Jörg Weißmüllers Arbeiten zeichnen sich dadurch aus, dass darin jeweils besonderer Wert auf die Gesamtsicht gelegt wird. Diese reicht von Experiment, mit vielfach neuartigen Ansätzen, über Simulation und neue Pfade eröffnende Modellbildung bis hin zu theoretischer Durchdringung mit beeindruckender Tiefe. Aus diesem Grund sind die Arbeiten auch von didaktisch herausragender Qualität.

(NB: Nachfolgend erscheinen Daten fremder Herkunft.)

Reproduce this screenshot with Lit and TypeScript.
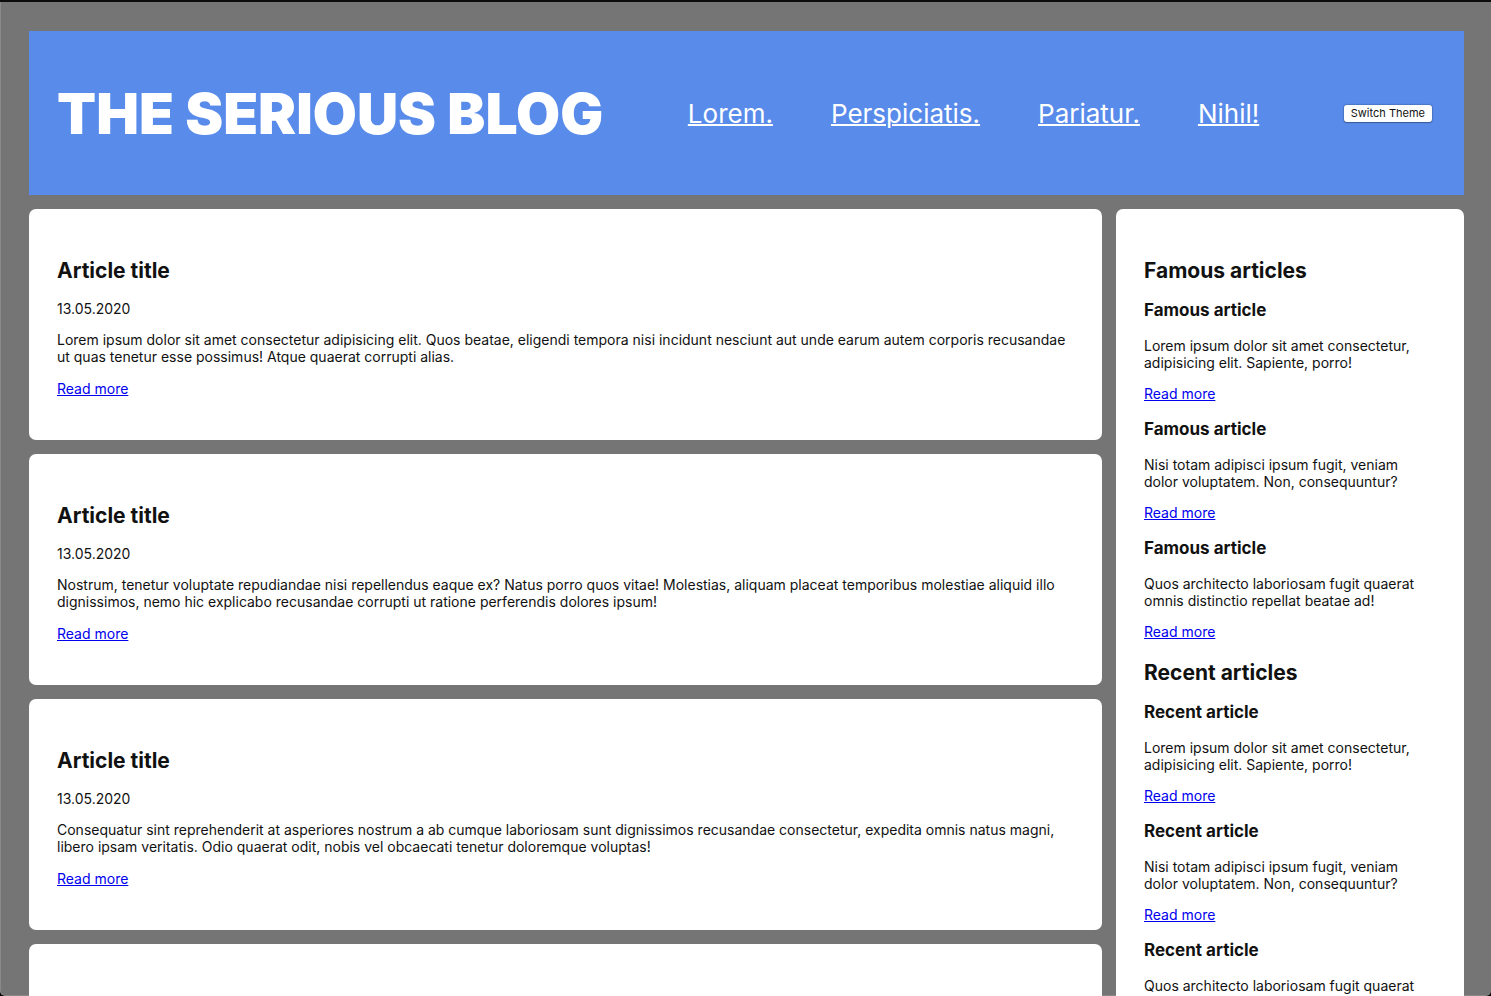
import { LitElement, html, css } from "lit";
import { customElement } from "lit/decorators.js";

const nav = ["Lorem.", "Perspiciatis.", "Pariatur.", "Nihil!"];

const articles = [
  "Lorem ipsum dolor sit amet consectetur adipisicing elit. Quos beatae, eligendi tempora nisi incidunt nesciunt aut unde earum autem corporis recusandae ut quas tenetur esse possimus! Atque quaerat corrupti alias.",
  "Nostrum, tenetur voluptate repudiandae nisi repellendus eaque ex? Natus porro quos vitae! Molestias, aliquam placeat temporibus molestiae aliquid illo dignissimos, nemo hic explicabo recusandae corrupti ut ratione perferendis dolores ipsum!",
  "Consequatur sint reprehenderit at asperiores nostrum a ab cumque laboriosam sunt dignissimos recusandae consectetur, expedita omnis natus magni, libero ipsam veritatis. Odio quaerat odit, nobis vel obcaecati tenetur doloremque voluptas!",
  "Lorem ipsum dolor sit amet consectetur adipisicing elit.",
];

const teasers = [
  "Lorem ipsum dolor sit amet consectetur, adipisicing elit. Sapiente, porro!",
  "Nisi totam adipisci ipsum fugit, veniam dolor voluptatem. Non, consequuntur?",
  "Quos architecto laboriosam fugit quaerat omnis distinctio repellat beatae ad!",
];

@customElement("app-root")
export class AppRoot extends LitElement {
  static styles = css`
    :host {
      display: block;
      box-sizing: border-box;
      height: 100vh;
      overflow-y: auto;
      scrollbar-width: none;
      padding: 29px 27px 0 29px;
      border-top: 2px solid #0c0c0c;
      background: #757575;
      color: #111;
      font: 14px/17px Inter, sans-serif;
    }
    * { box-sizing: border-box; }

    /* Thin window edge with rounded bottom corners */
    .frame {
      position: fixed;
      inset: 2px 0 0 0;
      overflow: hidden;
      pointer-events: none;
    }
    .frame::after {
      content: "";
      position: absolute;
      inset: -8px 0 0 0;
      border: 1px solid rgba(255, 255, 255, 0.15);
      border-right: 0;
      border-radius: 0 0 5px 5px;
      box-shadow: 0 0 0 8px #000;
    }

    .header {
      display: flex;
      align-items: center;
      justify-content: space-between;
      height: 164px;
      padding: 0 32px 0 28px;
      margin-bottom: 14px;
      background: #588bea;
      color: #fff;
    }
    h1, nav { padding-top: 2px; }
    h1 { margin: 0; font-size: 57px; line-height: 68px; font-weight: 900; white-space: nowrap; }
    nav { display: flex; gap: 58px; font-size: 26px; line-height: 34px; }
    nav a { color: #fff; text-decoration-thickness: 2px; }
    button {
      height: 17px;
      padding: 0 7px;
      border: 0;
      border-radius: 3px;
      background: #fff;
      color: #111;
      font: 11px/17px Inter, sans-serif;
      box-shadow: 0 0 1px 1px rgba(0, 0, 0, 0.15), 0 1px 1px rgba(0, 0, 0, 0.25);
    }
    .columns { display: grid; grid-template-columns: minmax(0, 1fr) 348px; gap: 14px; }
    main { display: flex; flex-direction: column; gap: 14px; }
    .card { background: #fff; border-radius: 7px; padding: 49px 28px 43px; }
    h2 { margin: 0 0 16px; font-size: 21px; line-height: 26px; font-weight: 700; }
    h3 { margin: 0 0 17px; font-size: 17px; line-height: 20px; font-weight: 700; }
    p { margin: 0 0 14px; }
    .card > .body { margin-bottom: 15px; }
    .card > a, .teaser > a { color: #0000ee; display: block; width: fit-content; }
    .teaser { margin-bottom: 17px; }
    section { margin-bottom: 20px; }
  `;

  teaserList(kind: string) {
    return html`<section>
      <h2>${kind} articles</h2>
      ${teasers.map(
        (text) => html`<div class="teaser">
          <h3>${kind} article</h3>
          <p>${text}</p>
          <a href="#">Read more</a>
        </div>`
      )}
    </section>`;
  }

  render() {
    return html`
      <header class="header">
        <h1>THE SERIOUS BLOG</h1>
        <nav>${nav.map((label) => html`<a href="#">${label}</a>`)}</nav>
        <button type="button">Switch Theme</button>
      </header>
      <div class="columns">
        <main>
          ${articles.map(
            (text) => html`<article class="card">
              <h2>Article title</h2>
              <p>13.05.2020</p>
              <p class="body">${text}</p>
              <a href="#">Read more</a>
            </article>`
          )}
        </main>
        <aside class="card">${this.teaserList("Famous")}${this.teaserList("Recent")}</aside>
      </div>
      <div class="frame"></div>
    `;
  }
}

Seine Forschung auf dem Gebiet der Grenzflächen in Materialien ist geprägt von Originalität und gleichermaßen stringenter materialwissenschaftlicher Erkenntnisfindung. Seine Studien führte er an ausgewählten und präzise definierten Modellsystemen, anfangs nanokristallinen und später nanoporösen Metallen durch. Die damit erzielten neuen Einsichten in die Wirkungsprinzipien von Kopplungsphänomenen zwischen Grenzfläche und Volumen bzw. zwischen Chemie und Mechanik demonstrieren das Potenzial für Nanomaterialien mit qualitativ neuen mechanischen Eigenschaften wie auch Funktionseigenschaften. Der von Jörg Weißmüller verfolgte Ansatz von erkenntnisgetriebener und dezidiert unkonventioneller Forschung, im Vorfeld von potentiellen Anwendungen kann als vorbildhaft zur Erschließung neuer Materialkonzepte für die Zukunft angesehen werden.
Mit der Verleihung ihrer höchsten Auszeichnung, der Heyn Denkmünze, ehrt die Deutsche Gesellschaft für Materialkunde Professor Weißmüller für seine richtungsweisenden und exzellenten Beiträge zum Gebiet der Materialwissenschaft und Werkstofftechnik.